▶ [Interface markup and scripts]
========
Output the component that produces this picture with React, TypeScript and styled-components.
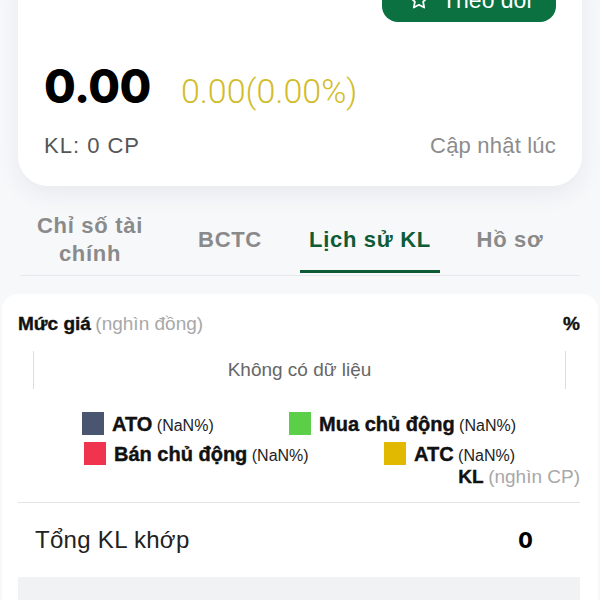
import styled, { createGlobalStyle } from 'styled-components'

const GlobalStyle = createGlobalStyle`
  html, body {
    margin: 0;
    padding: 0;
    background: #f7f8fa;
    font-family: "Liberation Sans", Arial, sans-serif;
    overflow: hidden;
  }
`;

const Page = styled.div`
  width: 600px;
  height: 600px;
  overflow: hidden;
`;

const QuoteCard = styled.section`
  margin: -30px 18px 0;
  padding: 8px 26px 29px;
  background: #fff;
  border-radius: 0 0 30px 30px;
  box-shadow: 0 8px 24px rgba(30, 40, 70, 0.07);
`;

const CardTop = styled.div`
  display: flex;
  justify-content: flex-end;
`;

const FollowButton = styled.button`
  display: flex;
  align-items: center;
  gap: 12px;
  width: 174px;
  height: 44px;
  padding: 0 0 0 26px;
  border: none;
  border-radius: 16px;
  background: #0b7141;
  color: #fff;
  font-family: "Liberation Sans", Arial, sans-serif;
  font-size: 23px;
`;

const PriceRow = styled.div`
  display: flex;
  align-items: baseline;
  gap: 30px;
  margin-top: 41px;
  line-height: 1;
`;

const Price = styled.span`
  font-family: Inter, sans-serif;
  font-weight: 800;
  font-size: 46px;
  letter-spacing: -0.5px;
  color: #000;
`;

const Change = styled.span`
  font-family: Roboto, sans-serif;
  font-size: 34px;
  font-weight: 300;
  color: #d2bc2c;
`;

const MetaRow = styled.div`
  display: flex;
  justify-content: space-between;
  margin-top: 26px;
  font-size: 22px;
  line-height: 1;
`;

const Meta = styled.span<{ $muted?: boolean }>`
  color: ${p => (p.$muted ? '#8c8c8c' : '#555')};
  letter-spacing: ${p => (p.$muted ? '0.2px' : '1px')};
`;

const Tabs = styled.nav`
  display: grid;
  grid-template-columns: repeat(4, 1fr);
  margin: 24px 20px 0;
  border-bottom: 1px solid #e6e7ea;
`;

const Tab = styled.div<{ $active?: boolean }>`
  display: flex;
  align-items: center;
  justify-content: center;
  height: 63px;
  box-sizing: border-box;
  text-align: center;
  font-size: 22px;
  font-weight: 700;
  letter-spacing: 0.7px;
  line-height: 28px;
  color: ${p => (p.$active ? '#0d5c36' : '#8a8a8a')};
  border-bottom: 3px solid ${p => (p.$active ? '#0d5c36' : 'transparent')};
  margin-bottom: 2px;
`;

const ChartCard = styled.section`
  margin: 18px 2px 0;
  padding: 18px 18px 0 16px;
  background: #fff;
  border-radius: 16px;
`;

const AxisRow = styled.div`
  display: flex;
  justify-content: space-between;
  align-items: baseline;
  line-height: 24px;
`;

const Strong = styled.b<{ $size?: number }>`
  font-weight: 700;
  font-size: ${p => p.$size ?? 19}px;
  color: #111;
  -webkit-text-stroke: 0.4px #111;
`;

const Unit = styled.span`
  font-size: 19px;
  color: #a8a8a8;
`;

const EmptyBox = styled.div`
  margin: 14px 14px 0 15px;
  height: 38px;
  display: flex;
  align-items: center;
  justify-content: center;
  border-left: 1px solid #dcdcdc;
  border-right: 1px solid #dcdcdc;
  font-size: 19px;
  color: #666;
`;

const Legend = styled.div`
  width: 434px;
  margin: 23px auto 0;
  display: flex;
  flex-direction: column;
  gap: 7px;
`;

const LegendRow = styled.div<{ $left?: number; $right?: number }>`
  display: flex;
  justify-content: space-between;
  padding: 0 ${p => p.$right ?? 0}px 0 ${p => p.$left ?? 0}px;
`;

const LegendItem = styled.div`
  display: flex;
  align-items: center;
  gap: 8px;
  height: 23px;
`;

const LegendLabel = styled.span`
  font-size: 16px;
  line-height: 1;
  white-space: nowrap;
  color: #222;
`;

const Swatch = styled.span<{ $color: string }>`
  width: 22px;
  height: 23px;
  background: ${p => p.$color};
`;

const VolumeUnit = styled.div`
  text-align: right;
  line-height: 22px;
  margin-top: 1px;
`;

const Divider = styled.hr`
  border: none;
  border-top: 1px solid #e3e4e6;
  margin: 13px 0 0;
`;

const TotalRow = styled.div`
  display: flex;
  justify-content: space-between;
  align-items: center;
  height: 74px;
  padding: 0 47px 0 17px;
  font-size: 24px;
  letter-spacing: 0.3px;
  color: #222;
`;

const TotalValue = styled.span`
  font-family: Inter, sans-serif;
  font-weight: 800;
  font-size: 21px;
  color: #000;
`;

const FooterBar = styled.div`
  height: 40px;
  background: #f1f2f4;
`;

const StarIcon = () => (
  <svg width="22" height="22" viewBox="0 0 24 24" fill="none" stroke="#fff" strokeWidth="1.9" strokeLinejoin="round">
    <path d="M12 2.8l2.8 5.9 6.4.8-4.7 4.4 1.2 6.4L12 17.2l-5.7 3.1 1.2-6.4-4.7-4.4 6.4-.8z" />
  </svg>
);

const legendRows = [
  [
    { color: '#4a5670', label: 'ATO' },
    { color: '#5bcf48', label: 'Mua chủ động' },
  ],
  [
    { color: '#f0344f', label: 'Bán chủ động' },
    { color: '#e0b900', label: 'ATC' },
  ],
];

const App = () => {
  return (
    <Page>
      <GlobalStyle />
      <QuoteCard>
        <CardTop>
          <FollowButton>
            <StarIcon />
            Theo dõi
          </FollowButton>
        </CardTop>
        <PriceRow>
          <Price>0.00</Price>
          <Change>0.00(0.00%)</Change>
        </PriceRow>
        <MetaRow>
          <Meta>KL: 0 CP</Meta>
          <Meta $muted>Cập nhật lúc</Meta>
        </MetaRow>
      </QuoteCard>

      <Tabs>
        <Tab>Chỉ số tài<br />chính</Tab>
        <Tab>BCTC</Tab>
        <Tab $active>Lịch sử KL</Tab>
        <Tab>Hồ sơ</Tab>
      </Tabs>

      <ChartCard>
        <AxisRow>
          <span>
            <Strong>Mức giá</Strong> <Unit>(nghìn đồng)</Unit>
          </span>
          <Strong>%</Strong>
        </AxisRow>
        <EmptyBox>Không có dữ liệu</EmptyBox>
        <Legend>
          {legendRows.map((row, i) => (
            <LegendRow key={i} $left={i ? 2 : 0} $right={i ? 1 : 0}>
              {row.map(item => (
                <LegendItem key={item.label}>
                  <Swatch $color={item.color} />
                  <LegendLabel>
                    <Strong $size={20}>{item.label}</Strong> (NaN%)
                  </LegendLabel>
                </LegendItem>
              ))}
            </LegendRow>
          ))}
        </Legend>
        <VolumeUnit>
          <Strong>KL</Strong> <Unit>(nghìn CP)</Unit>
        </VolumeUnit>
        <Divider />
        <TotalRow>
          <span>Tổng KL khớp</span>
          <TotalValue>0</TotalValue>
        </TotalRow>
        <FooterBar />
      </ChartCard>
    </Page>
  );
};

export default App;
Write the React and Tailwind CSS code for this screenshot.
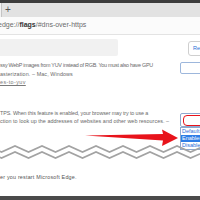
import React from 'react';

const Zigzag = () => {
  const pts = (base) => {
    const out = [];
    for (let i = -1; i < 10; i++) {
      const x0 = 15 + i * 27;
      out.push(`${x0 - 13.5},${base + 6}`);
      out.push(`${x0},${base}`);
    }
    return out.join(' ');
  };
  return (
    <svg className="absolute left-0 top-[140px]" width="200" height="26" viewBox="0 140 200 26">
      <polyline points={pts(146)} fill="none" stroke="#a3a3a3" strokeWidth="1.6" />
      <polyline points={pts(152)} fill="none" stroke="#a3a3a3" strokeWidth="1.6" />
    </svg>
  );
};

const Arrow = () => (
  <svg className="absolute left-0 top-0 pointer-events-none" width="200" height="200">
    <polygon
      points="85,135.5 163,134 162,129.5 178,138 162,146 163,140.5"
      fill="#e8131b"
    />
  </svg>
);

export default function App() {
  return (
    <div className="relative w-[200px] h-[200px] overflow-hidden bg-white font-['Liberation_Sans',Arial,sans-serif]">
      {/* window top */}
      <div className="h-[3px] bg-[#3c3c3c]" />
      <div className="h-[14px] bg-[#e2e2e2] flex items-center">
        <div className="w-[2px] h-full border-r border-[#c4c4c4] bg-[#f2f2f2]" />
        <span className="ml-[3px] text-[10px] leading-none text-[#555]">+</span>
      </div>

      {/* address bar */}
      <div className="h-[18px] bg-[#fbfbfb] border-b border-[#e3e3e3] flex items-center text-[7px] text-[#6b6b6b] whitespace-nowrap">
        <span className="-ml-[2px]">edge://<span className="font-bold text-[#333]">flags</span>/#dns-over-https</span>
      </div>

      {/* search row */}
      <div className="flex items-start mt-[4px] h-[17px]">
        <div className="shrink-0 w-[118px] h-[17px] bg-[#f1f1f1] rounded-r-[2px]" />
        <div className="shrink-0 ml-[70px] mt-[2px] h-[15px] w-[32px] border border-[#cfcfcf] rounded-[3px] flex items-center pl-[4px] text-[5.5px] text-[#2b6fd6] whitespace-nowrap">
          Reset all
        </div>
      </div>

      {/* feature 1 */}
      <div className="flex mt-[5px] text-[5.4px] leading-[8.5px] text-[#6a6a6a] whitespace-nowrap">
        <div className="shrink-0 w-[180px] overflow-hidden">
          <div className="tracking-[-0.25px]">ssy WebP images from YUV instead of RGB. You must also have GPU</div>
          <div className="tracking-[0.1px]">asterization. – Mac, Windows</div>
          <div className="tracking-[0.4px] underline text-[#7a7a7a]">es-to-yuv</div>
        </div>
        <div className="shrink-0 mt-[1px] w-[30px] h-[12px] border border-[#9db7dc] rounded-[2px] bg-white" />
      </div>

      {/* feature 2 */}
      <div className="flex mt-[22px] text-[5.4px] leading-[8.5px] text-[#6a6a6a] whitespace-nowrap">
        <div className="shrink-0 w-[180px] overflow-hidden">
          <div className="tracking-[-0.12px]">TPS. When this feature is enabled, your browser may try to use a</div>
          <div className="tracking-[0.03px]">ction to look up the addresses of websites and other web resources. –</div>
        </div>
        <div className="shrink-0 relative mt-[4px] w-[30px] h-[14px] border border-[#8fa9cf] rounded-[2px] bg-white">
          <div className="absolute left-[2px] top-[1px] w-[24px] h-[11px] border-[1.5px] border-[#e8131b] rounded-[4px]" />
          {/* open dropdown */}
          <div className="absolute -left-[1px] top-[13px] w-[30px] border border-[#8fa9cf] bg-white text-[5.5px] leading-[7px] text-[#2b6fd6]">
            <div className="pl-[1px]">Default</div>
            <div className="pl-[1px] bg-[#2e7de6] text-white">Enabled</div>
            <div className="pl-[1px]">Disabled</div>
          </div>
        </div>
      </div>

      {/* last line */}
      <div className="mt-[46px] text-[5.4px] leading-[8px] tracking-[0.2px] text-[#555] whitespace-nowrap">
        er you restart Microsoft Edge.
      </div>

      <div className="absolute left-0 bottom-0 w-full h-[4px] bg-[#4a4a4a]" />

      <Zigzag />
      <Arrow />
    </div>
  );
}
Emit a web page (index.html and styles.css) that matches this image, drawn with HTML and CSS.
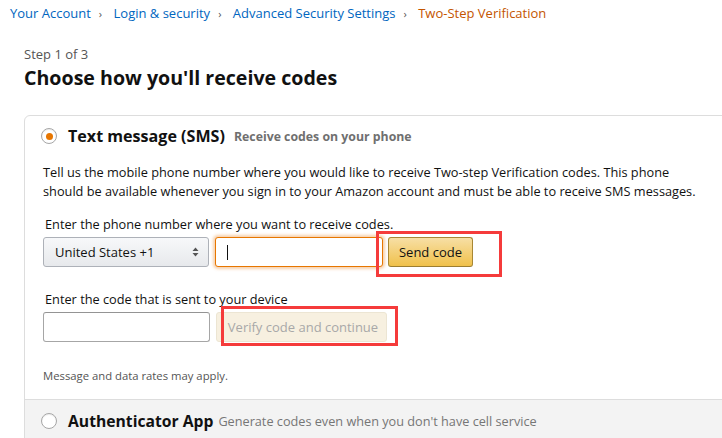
========
▶ [Exercise directions]
Pick out the lines containing the string "with" and show them.

▶ [Result of this task]
Output the component that produces this picture with React, TypeScript and styled-components.
Emit a web page (index.html and styles.css) that matches this image, drawn with HTML and CSS.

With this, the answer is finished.